これがサンタ・マリア・ソプラ・ミネルバ教会です。
“sopra”とは「~の上に」という意味で、
ミネルバ神殿のあった上に建てられた聖母マリアの教会、という意味ですね。
教会の中は、シンプルな外観からは想像できないほど見事な装飾がされています。
天井は交差ヴォールトで、
アッシジのフランチェスコ教会や、パドヴァのスクロヴェーニ礼拝堂のような美しい青色です。
見てください、この上にのびる感じ。ローマでは他に記憶のないゴシック様式です。
後陣にはステンドグラスもしっかりあります。
教会の内部はまるで美術館のように芸術的な装飾であふれています。
主祭壇左側の彫刻は、ミケランジェロによるキリスト像です。
側廊の右手、一番奥の礼拝堂は、フィリッピーノ・リッピがフレスコ画をすべての壁面に描いています。
これは「受胎告知の礼拝堂」です。
まだまだ紹介したいものがたくさんあるのですが、残念ながら写真がありません。
ただ、バロックで埋め尽くされているローマの中にいると、とても新鮮な気持ちになれる教会ですよ。
サピエンツァ宮の中庭に面した一部にあるのがサンティーボ・アッラ・サピエンツァ教会です。
ボッロミーニのデザインによるこの教会は、いかにもバロックですが同時にとても独創的です。
ファサードの下部はサピエンツァ宮と一体となっていて、ゆるやかな凹面を描いています。
それと対照的に上部は凸面を描き、クーポラの上には螺旋階段のように非対称な塔頂部を持っています。
内部の見学ができなかったので、帰ろうとしていると、
「あなたたちGiapponeseでしょ」と声をかけられました。
サピエンツァ宮の一階で、「平和」をテーマにした広島の小学生の絵などが展示されていたのです。
わざわざ声をかけてくれたので、ていねいにお礼を言って見てまわりました。
外からみた教会の上部です。

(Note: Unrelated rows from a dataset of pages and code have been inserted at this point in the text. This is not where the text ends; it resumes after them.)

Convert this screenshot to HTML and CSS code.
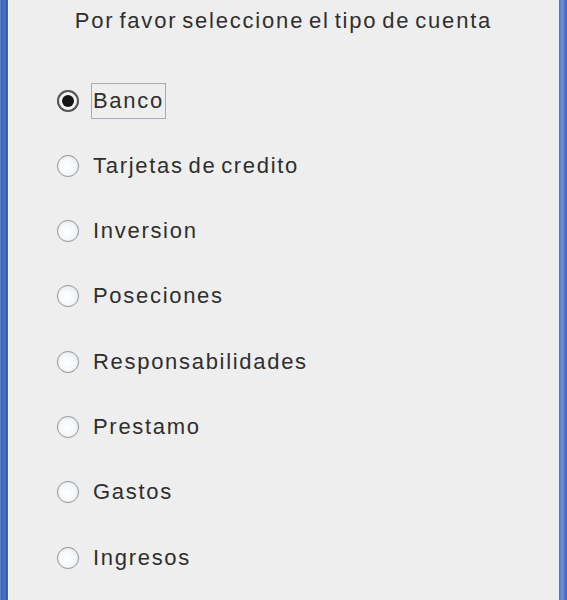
FILE: index.html
```html
<!DOCTYPE html>
<html lang="es">
<head>
    <meta charset="UTF-8">
    <title>Tipo de cuenta</title>
    <link rel="stylesheet" href="styles.css">
</head>
<body>
    <div class="frame">
        <div class="panel">
            <div class="title">Por favor seleccione el tipo de cuenta</div>
            <div class="options">
                <label class="option">
                    <span class="radio checked"></span>
                    <span class="label focus">Banco</span>
                </label>
                <label class="option">
                    <span class="radio"></span>
                    <span class="label">Tarjetas de credito</span>
                </label>
                <label class="option">
                    <span class="radio"></span>
                    <span class="label">Inversion</span>
                </label>
                <label class="option">
                    <span class="radio"></span>
                    <span class="label">Poseciones</span>
                </label>
                <label class="option">
                    <span class="radio"></span>
                    <span class="label">Responsabilidades</span>
                </label>
                <label class="option">
                    <span class="radio"></span>
                    <span class="label">Prestamo</span>
                </label>
                <label class="option">
                    <span class="radio"></span>
                    <span class="label">Gastos</span>
                </label>
                <label class="option">
                    <span class="radio"></span>
                    <span class="label">Ingresos</span>
                </label>
            </div>
        </div>
    </div>
</body>
</html>
```

FILE: styles.css
```css
* {
    margin: 0;
    padding: 0;
    box-sizing: border-box;
}

body {
    background: #4a6fc4;
    width: 567px;
    height: 600px;
    overflow: hidden;
    font-family: 'Liberation Sans', Arial, sans-serif;
}

.frame {
    height: 600px;
    padding: 0 8px 0 8px;
    background: linear-gradient(to right, #7f9fe0 0, #3d62bb 1px, #4a72cc 5px, #2f53a8 7px, #4a72cc 8px, #4a72cc 559px, #6f91dc 562px, #3c5fb5 567px);
}

.panel {
    height: 600px;
    background: #eeeeee;
    border-left: 1px solid #fbfbff;
    border-right: 1px solid #e6f0fa;
    padding-left: 48px;
}

.title {
    color: #2e2e2e;
    font-size: 22px;
    letter-spacing: 1.8px;
    word-spacing: -3px;
    text-align: center;
    margin-left: -57px;
    margin-right: -9px;
    padding-top: 8px;
    height: 83px;
}

.options {
    display: flex;
    flex-direction: column;
    gap: 30.3px;
}

.option {
    display: flex;
    align-items: center;
    gap: 12px;
    height: 35px;
}

.radio {
    width: 22px;
    height: 22px;
    border-radius: 50%;
    border: 1.5px solid #9a9a9a;
    background: radial-gradient(circle at 45% 55%, #ffffff 0, #f6f8fa 45%, #dde2e8 100%);
    box-shadow: 0 0 1px #c8c8c8;
    position: relative;
}

.radio.checked {
    background: #f3f3f3;
    border: 2px solid #555;
}

.radio.checked::after {
    content: "";
    position: absolute;
    left: 3px;
    top: 3px;
    width: 12px;
    height: 12px;
    border-radius: 50%;
    background: #151515;
}

.label {
    color: #2e2e2e;
    font-size: 22px;
    letter-spacing: 1.7px;
    word-spacing: -3px;
    padding: 4px 1px;
    border: 1px solid transparent;
}

.label.focus {
    border-color: #a6abb5;
}
```
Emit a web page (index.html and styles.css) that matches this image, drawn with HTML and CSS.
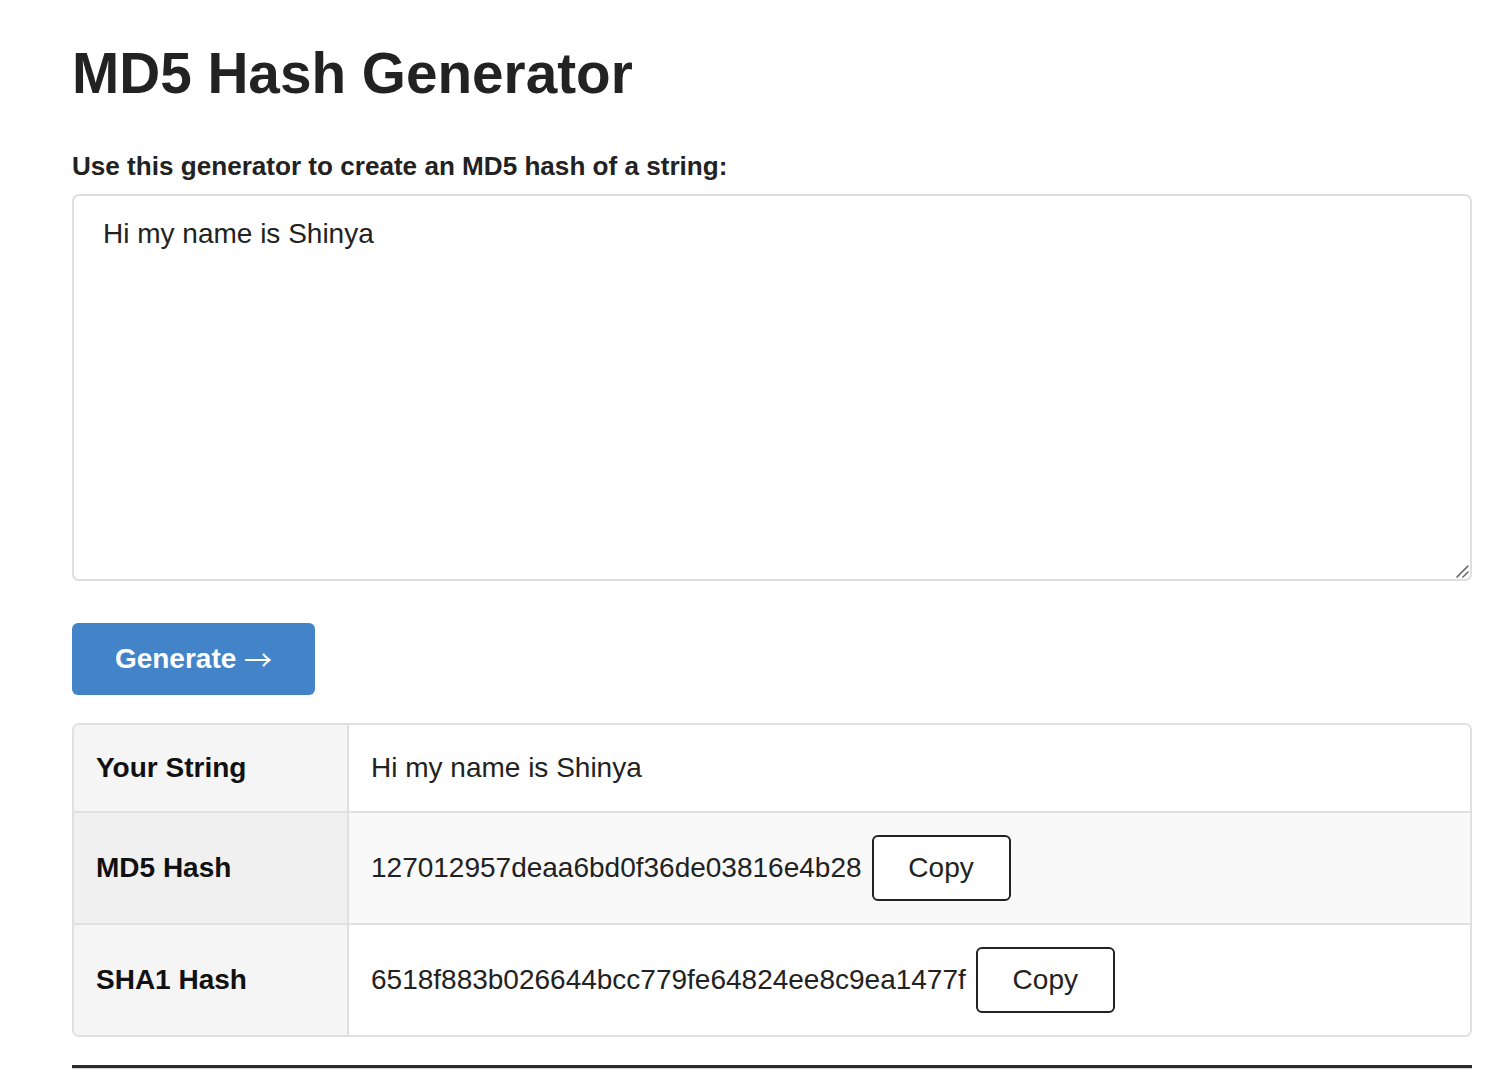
FILE: index.html
```html
<!DOCTYPE html>
<html lang="en">
<head>
<meta charset="utf-8">
<title>MD5 Hash Generator</title>
<link rel="stylesheet" href="styles.css">
</head>
<body>
<main class="page">
  <h1 class="title">MD5 Hash Generator</h1>
  <label class="field-label" for="input">Use this generator to create an MD5 hash of a string:</label>
  <div class="input-wrap">
    <textarea id="input" class="input">Hi my name is Shinya</textarea>
    <svg class="grip" width="14" height="14" viewBox="0 0 14 14" aria-hidden="true">
      <path d="M2 13 L13 2" stroke="#666" stroke-width="1.6" stroke-linecap="round"/>
      <path d="M8 13 L13 8" stroke="#666" stroke-width="1.6" stroke-linecap="round"/>
    </svg>
  </div>
  <button class="generate" type="button">Generate <span class="arrow">→</span></button>
  <table class="results">
    <tr class="row">
      <th class="key">Your String</th>
      <td class="val">Hi my name is Shinya</td>
    </tr>
    <tr class="row row-alt">
      <th class="key">MD5 Hash</th>
      <td class="val"><div class="hash"><span>127012957deaa6bd0f36de03816e4b28</span><button class="copy" type="button">Copy</button></div></td>
    </tr>
    <tr class="row">
      <th class="key">SHA1 Hash</th>
      <td class="val"><div class="hash"><span>6518f883b026644bcc779fe64824ee8c9ea1477f</span><button class="copy" type="button">Copy</button></div></td>
    </tr>
  </table>
  <hr class="rule">
</main>
</body>
</html>
```

FILE: styles.css
```css
html, body {
  margin: 0;
  padding: 0;
  background: #ffffff;
}

body {
  font-family: "Liberation Sans", Arial, Helvetica, sans-serif;
  color: #222222;
}

.page {
  width: 1400px;
  margin: 0 0 0 72px;
  padding-top: 40px;
  display: flex;
  flex-direction: column;
  align-items: flex-start;
}

.title {
  margin: 0 0 43px 0;
  font-size: 56.7px;
  line-height: 68px;
  font-weight: 700;
  color: #222222;
}

.field-label {
  font-size: 26.1px;
  line-height: 31px;
  font-weight: 700;
  margin-bottom: 12px;
}

.input-wrap {
  position: relative;
  width: 1400px;
  height: 387px;
}

.input {
  display: block;
  box-sizing: border-box;
  width: 1400px;
  height: 387px;
  margin: 0;
  padding: 17px 29px;
  border: 2px solid #dedede;
  border-radius: 7px;
  font-family: "Liberation Sans", Arial, Helvetica, sans-serif;
  font-size: 28px;
  line-height: 42px;
  color: #222222;
  background: #ffffff;
  resize: none;
  outline: none;
}

.grip {
  position: absolute;
  right: 3px;
  bottom: 3px;
}

.generate {
  margin-top: 42px;
  box-sizing: border-box;
  width: 243px;
  height: 72px;
  padding: 0 0 0 0;
  border: none;
  border-radius: 6px;
  background: #4384c9;
  color: #ffffff;
  font-family: "Liberation Sans", Arial, Helvetica, sans-serif;
  font-size: 28px;
  font-weight: 700;
  line-height: 42px;
}

.arrow {
  font-family: "Noto Sans CJK JP", "DejaVu Sans", sans-serif;
  font-weight: 400;
  font-size: 28px;
  vertical-align: -3px;
}

.results {
  margin-top: 28px;
  width: 1400px;
  border-collapse: separate;
  border-spacing: 0;
  border: 2px solid #e0e0e0;
  border-radius: 7px;
  overflow: hidden;
  font-size: 28px;
  line-height: 42px;
}

.key {
  width: 229px;
  padding: 22px 22px 22px 22px;
  text-align: left;
  font-weight: 700;
  background: #f5f5f5;
  border-right: 2px solid #e0e0e0;
  color: #111111;
}

.val {
  padding: 22px 22px;
  background: #ffffff;
  color: #222222;
}

.row + .row .key,
.row + .row .val {
  border-top: 2px solid #e0e0e0;
}

.row-alt .key {
  background: #f0f0f0;
}

.row-alt .val {
  background: #f9f9f9;
}

.hash {
  display: flex;
  align-items: center;
  gap: 10px;
}

.copy {
  box-sizing: border-box;
  height: 66px;
  width: 139px;
  padding: 0;
  border: 2px solid #222222;
  border-radius: 6px;
  background: #ffffff;
  color: #222222;
  font-family: "Liberation Sans", Arial, Helvetica, sans-serif;
  font-size: 28px;
  line-height: 42px;
}

.rule {
  width: 1400px;
  margin: 28px 0 0 0;
  border: none;
  border-top: 3px solid #2b2b2b;
  border-bottom: 1px solid #d0d0d0;
  height: 0;
}
```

陣内秀信さんの本で見て以来、一度は来てみようと思っていたのですが、
やっと願いがかないました。でも、できれば中も見てみたかった…。
ナヴォーナ広場から少し北歩くと、フィレンツェのサンタ・マリア・ノヴェッラ教会を思い起こさせる、
典型的なルネサンス様式の教会があります。これがサンタゴスティーノ教会です。
教会の中は、ファサードのバラ窓から差し込む光以外は、
最小限のライティングにとどめられていて、ほの暗く感じます。
祭壇ではクーポラから降り注ぐ光が彫像を照らし、劇的な効果を演出しています。
身廊と側廊をへだてる柱の一つには、ラファエッロが描いた「預言者イザヤ」があります。
側廊は、天井の落ち着いた青色が印象的です。
こちらは扉近くの礼拝堂にあるカラバッジョの「巡礼の聖母」です。
カラバッジョの絵は、教会のような場所にあってこそ、その輝きが増すような気がします。
静かな通りに面していて、大きな広場も持たず、目立たない教会ですが、
いったん中に入ってみると見どころいっぱいのサンタゴスティーノ教会でした。